The CFTC filed suit against Minnesota in federal district court on May 19, 2026, marking the agency’s sixth lawsuit in seven weeks against a state seeking to regulate or prohibit CFTC-registered prediction markets. Filed one day after Minnesota’s governor signed a first-in-the-nation ban into law, the complaint argues that the state’s criminalization of prediction market operators is preempted by the Commodity Exchange Act and violates the U.S. Constitution.
The Minnesota Law
The Minnesota law, set to take effect August 1, would make it a crime to operate, host, or promote a prediction market within the state. The CFTC contends that the law impermissibly encroaches on federally regulated derivatives markets. The agency’s theory, consistent across all six suits, is that event contracts qualify as “swaps” under the CEA, placing them within the CFTC’s exclusive jurisdiction and preempting state gambling regimes as applied to federally registered designated contract markets (DCMs).
Six Suits in Seven Weeks
The Minnesota action is the latest in a rapid enforcement sequence:
- April 2: The CFTC and DOJ filed suit against Arizona, Connecticut, and Illinois after each state took action against registered contract markets.
- April 24: The CFTC sued New York after the state attorney general filed gambling-law actions against two registered exchanges.
- Late April: The CFTC sued Wisconsin after the state’s attorney general sued five prediction market operators. The CFTC responded within days with a federal suit (joined by the DOJ Civil Division) to assert federal primacy.
- May 12: The CFTC filed an amicus brief in the Sixth Circuit in a separate appeal.
- May 19: The CFTC filed suit against Minnesota.
States Push Back on Bipartisan Ground
The states are not yielding. More than 20 lawsuits and cease-and-desist actions against prediction market platforms are pending nationwide. A 38-state coalition has filed briefs in pending actions supporting state gambling oversight, and a bipartisan group of 41 state attorneys general has submitted comments to the CFTC Commission arguing that prediction market contracts are indistinguishable from sports betting and within states’ traditional police powers.

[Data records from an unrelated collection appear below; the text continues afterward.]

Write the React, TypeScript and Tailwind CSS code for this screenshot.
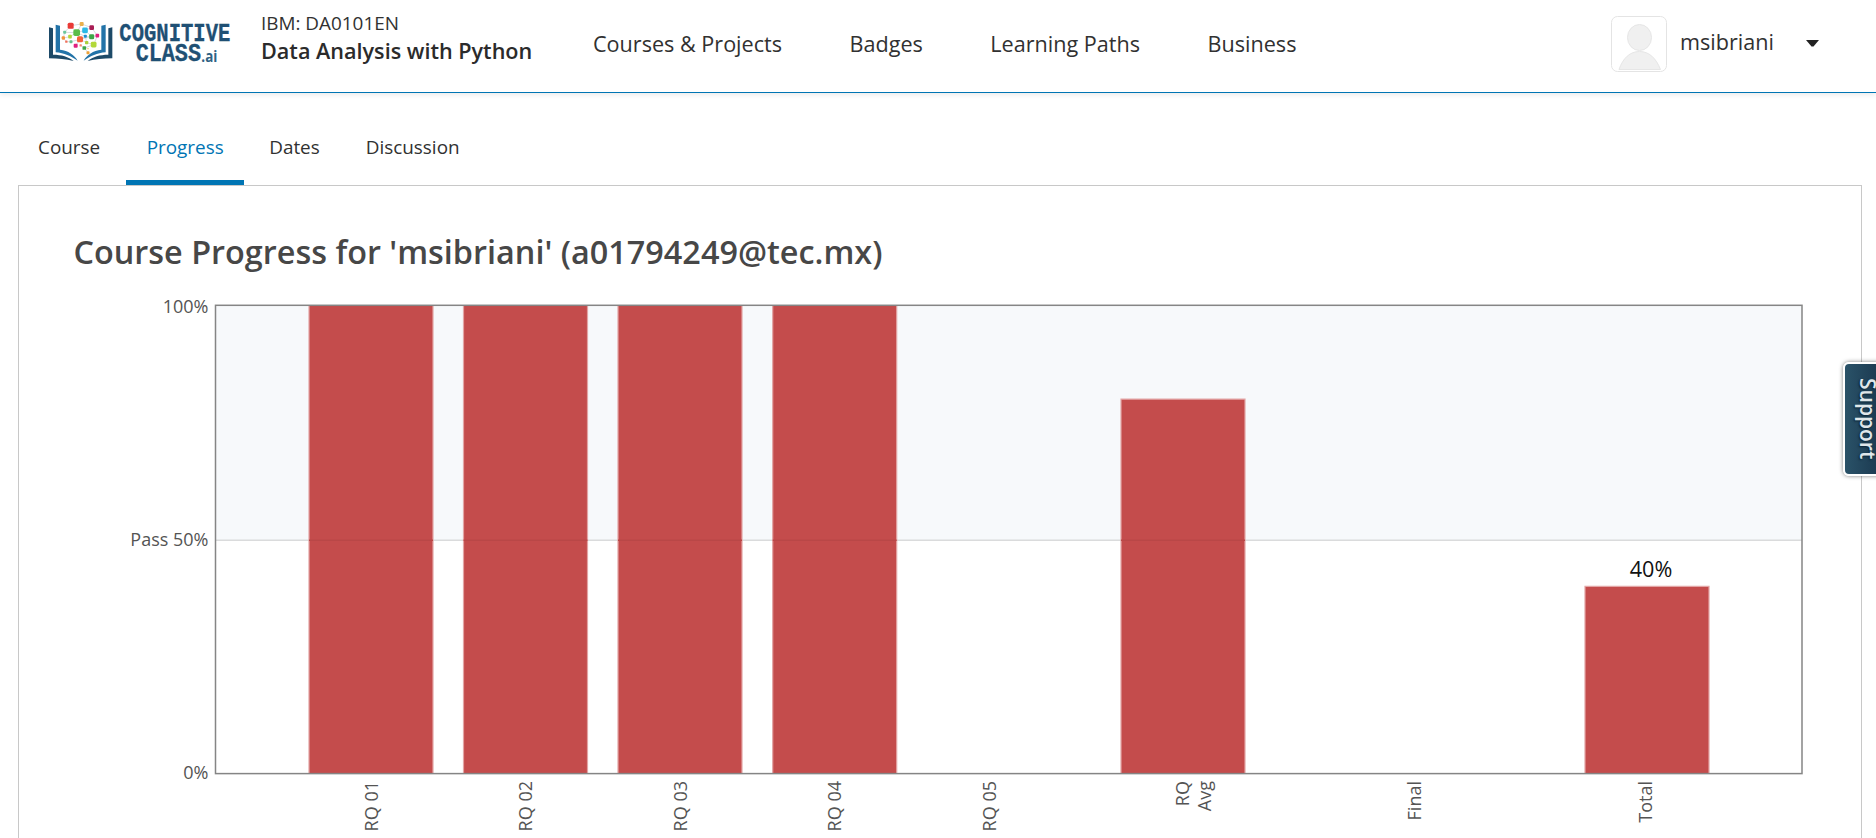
const dots: [number, number, number, string][] = [
  [122, 77, 18, "#e93a36"], [155, 72, 12, "#e9b04d"], [185, 83, 14, "#a81d54"], [165, 91, 17, "#2cb9e6"],
  [140, 98, 20, "#5bbd4a"], [202, 107, 11, "#e0207f"], [185, 110, 15, "#3fa648"], [104, 97, 9, "#6cc79c"],
  [100, 114, 10, "#f0953f"], [120, 110, 11, "#b4d63c"], [166, 109, 9, "#1f8fd1"], [150, 118, 18, "#f4633a"],
  [123, 125, 9, "#64c08d"], [109, 125, 7, "#f2705a"], [170, 128, 10, "#a9d13b"], [191, 134, 17, "#b2d83b"],
  [137, 137, 12, "#e0207f"], [152, 136, 7, "#f28a72"], [163, 144, 11, "#3fa648"], [174, 158, 9, "#eda23a"],
  [174, 146, 4, "#f0c85a"],
];

const links =
  "M104 97 122 77 155 72 185 83 202 107 191 134 163 144 174 158M104 97 140 98 165 91 185 110 150 118 137 137M100 114 120 110 140 98 155 72M100 114 109 125 123 125 150 118 170 128 191 134M122 77 140 98 166 109 185 110 202 107M165 91 185 83M104 97 100 114M152 136 163 144M150 118 166 109 170 128";

function Logo() {
  return (
    <svg width="220" height="65" viewBox="0 0 660 195" className="shrink-0">
      <g>
        <path d="M57 82 69 85V164C95 164 115 170 131 183 108 178 85 176 57 175Z" fill="#1d4a68" />
        <path d="M77 74 90 77V149C115 152 133 164 143 182 122 168 103 159 77 157Z" fill="#2273a8" />
      </g>
      <g>
        <path d="M247 82 235 85V164C209 164 189 170 173 183 196 178 219 176 247 175Z" fill="#1d4a68" />
        <path d="M227 74 214 77V149C189 152 171 164 161 182 182 168 201 159 227 157Z" fill="#2273a8" />
      </g>
      <path d={links} fill="none" stroke="#c3cad0" strokeWidth="2" />
      {dots.map(([x, y, s, c], i) => (
        <rect key={i} x={x - s / 2} y={y - s / 2} width={s} height={s} rx={s / 4} fill={c} />
      ))}
      <g fill="#1f5074" stroke="#1f5074" strokeWidth="1" fontFamily='"Liberation Mono", monospace' fontWeight="700" fontSize="79">
        <text x="268" y="123" textLength="333" lengthAdjust="spacingAndGlyphs">COGNITIVE</text>
        <text x="317" y="184" textLength="196" lengthAdjust="spacingAndGlyphs">CLASS</text>
      </g>
      <text x="514" y="185" fill="#2f6285" fontFamily='"Open Sans", sans-serif' fontWeight="700" fontSize="46" textLength="48" lengthAdjust="spacingAndGlyphs">.ai</text>
    </svg>
  );
}

function Avatar() {
  return (
    <svg width="56" height="56" viewBox="0 0 56 56" className="shrink-0">
      <rect x="0.5" y="0.5" width="55" height="55" rx="6" fill="#fff" stroke="#e4e4e4" />
      <g fill="#f0f0f0" stroke="#e6e6e6">
        <path d="M8 53.5C12 42 19 35.500 28.500 35.500S45 42 49.500 53.500Z" />
        <ellipse cx="28.500" cy="21.500" rx="12" ry="13" />
      </g>
    </svg>
  );
}

const bars = [
  { x: 309, value: 100 }, { x: 463.500, value: 100 }, { x: 618, value: 100 }, { x: 772.700, value: 100 },
  { x: 1121, value: 80 }, { x: 1585, value: 40 },
];

const ticks: [string, number][] = [
  ["RQ 01", 378], ["RQ 02", 532], ["RQ 03", 687], ["RQ 04", 841], ["RQ 05", 996],
  ["RQ", 1189], ["Avg", 1211], ["Final", 1421], ["Total", 1652],
];

function Chart() {
  return (
    <svg width="1842" height="553" viewBox="19 285 1842 553" className="block" fontFamily='"Open Sans", sans-serif'>
      <rect x="216" y="306" width="1586" height="234" fill="#f7f9fb" />
      <path d="M216 540.300H1802" stroke="#dadbdc" strokeWidth="1.500" />
      {bars.map(({ x, value }) => {
        const h = value * 4.68;
        return (
          <g key={x}>
            <rect x={x} y={773.5 - h} width="124" height={h} fill="#c44c4c" />
            <path d={`M${x} 773.5V${773.5 - h}h124V773.5`} fill="none" stroke="#e3a5a5" strokeWidth="1.200" />
            {value > 50 && <path d={`M${x} 540.300h124`} stroke="#b94747" strokeWidth="1.500" />}
          </g>
        );
      })}
      <rect x="215.500" y="305.300" width="1586.500" height="468.300" fill="none" stroke="#858585" strokeWidth="1.500" />
      <g fill="#545454" fontSize="18" textAnchor="end">
        <text x="208.500" y="312.500">100%</text>
        <text x="208.500" y="546">Pass 50%</text>
        <text x="208.500" y="779">0%</text>
        {ticks.map(([label, x]) => (
          <text key={label} transform={`translate(${x} 781) rotate(-90)`}>{label}</text>
        ))}
      </g>
      <text x="1651" y="577" fontSize="21.600" fill="#111" textAnchor="middle">40%</text>
    </svg>
  );
}

export default function App() {
  return (
    <div className="relative h-[838px] w-full overflow-hidden bg-white font-['Open_Sans',sans-serif] text-[#313131]">
      <header className="flex h-[93px] items-start border-b border-[#0075b4] pl-[30px] shadow-[0_2px_5px_rgba(0,0,0,0.08)]">
        <Logo />
        <div className="ml-[11px] w-[332px] pt-[9px] whitespace-nowrap">
          <div className="text-[18.9px] leading-[28px]">IBM: DA0101EN</div>
          <div className="text-[21.6px] leading-[28px] font-semibold text-[#2b2b2b]">Data Analysis with Python</div>
        </div>
        <nav className="flex h-[88px] items-center gap-[67.500px] text-[21.6px] whitespace-nowrap">
          <a>Courses &amp; Projects</a>
          <a>Badges</a>
          <a>Learning Paths</a>
          <a>Business</a>
        </nav>
        <div className="mt-4 mr-[57px] ml-auto flex h-[56px] items-center">
          <Avatar />
          <span className="-mt-1 ml-[13px] text-[21.6px] leading-[28px]">msibriani</span>
          <svg width="13" height="7" viewBox="0 0 13 7" className="-mt-0.5 ml-[32px]"><path d="M0 0h13L7.500 6.500h-2Z" fill="#222" /></svg>
        </div>
      </header>

      <nav className="flex h-[92px] items-end pl-[14px] text-[18.9px]">
        <a className="h-[60px] px-6 leading-[44px]">Course</a>
        <a className="ml-[2px] h-[60px] w-[118px] border-b-[5px] border-[#0075b4] text-center leading-[44px] text-[#0075b4]">Progress</a>
        <a className="h-[60px] px-[25px] leading-[44px]">Dates</a>
        <a className="h-[60px] px-[21px] leading-[44px]">Discussion</a>
      </nav>

      <main className="ml-[18px] w-[1844px] border border-b-0 border-[#c8c8c8]">
        <h1 className="h-[99px] pl-[54.500px] text-[32.4px] leading-[131px] font-semibold whitespace-nowrap text-[#474747]">
          Course Progress for &#39;msibriani&#39; (a01794249@tec.mx)
        </h1>
        <Chart />
      </main>

      <button className="absolute top-[362px] -right-2 flex h-[114px] w-[41px] items-center justify-center rounded-l-[6px] border-2 border-white bg-linear-to-r from-[#2a5268] to-[#1a384f] shadow-[0_0_4px_rgba(0,0,0,0.5)]">
        <span className="ml-[8px] text-[21px] font-semibold text-[#dfe6ea] [text-shadow:1px_1px_2px_#0b2233] [writing-mode:vertical-rl]">Support</span>
      </button>
    </div>
  );
}
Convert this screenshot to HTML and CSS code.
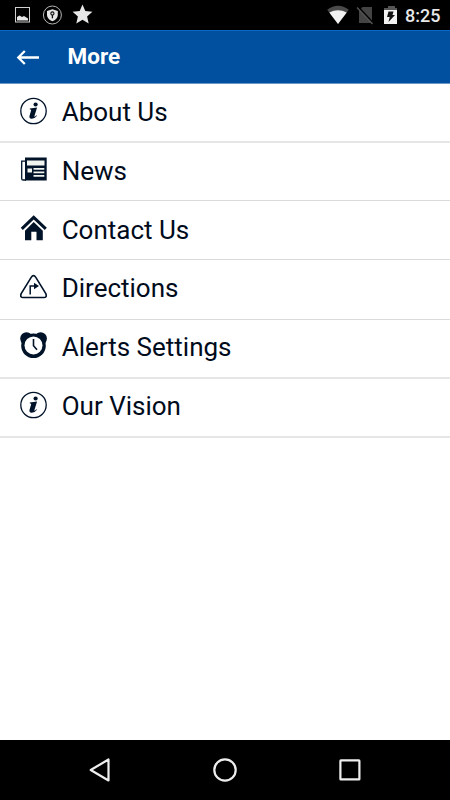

Courts Split; Supreme Court Review Likely
The judicial picture is mixed. The Third Circuit ruled 2-1 that states cannot enforce gambling laws against prediction markets offering election and event-based contracts, and the CFTC secured a preliminary injunction in Arizona blocking the state from pursuing criminal charges against the largest domestic operator. Courts in Nevada, Maryland, and Ohio, however, have ruled in favor of the states. With cases still pending in the remaining jurisdictions and no initial rulings in several, a circuit split is solidifying, setting up an ideal statutory preemption vehicle for Supreme Court review.
Putting It Into Practice: Registered DCMs offering event contracts should map state-by-state exposure now, with particular focus on the six states under federal countersuit and the more than 20 pending civil actions and cease-and-desist proceedings nationwide. Operators should consider state-specific product gating for sports-related contracts pending Supreme Court resolution, refresh age-verification and consumer-protection controls to counter the attorneys general’s “indistinguishable from sports betting” framing, and update litigation-hold protocols to account for parallel federal and state proceedings. If certiorari is granted, as appears increasingly unavoidable, there is ample reason to expect the CFTC’s interpretation of the CEA framework ultimately will prevail given the Court’s strict textualist approach to federal preemption questions. Until then, however, the CFTC’s posture does not insulate platforms from aggressive state-level enforcement, creating a dual-compliance challenge in the interim.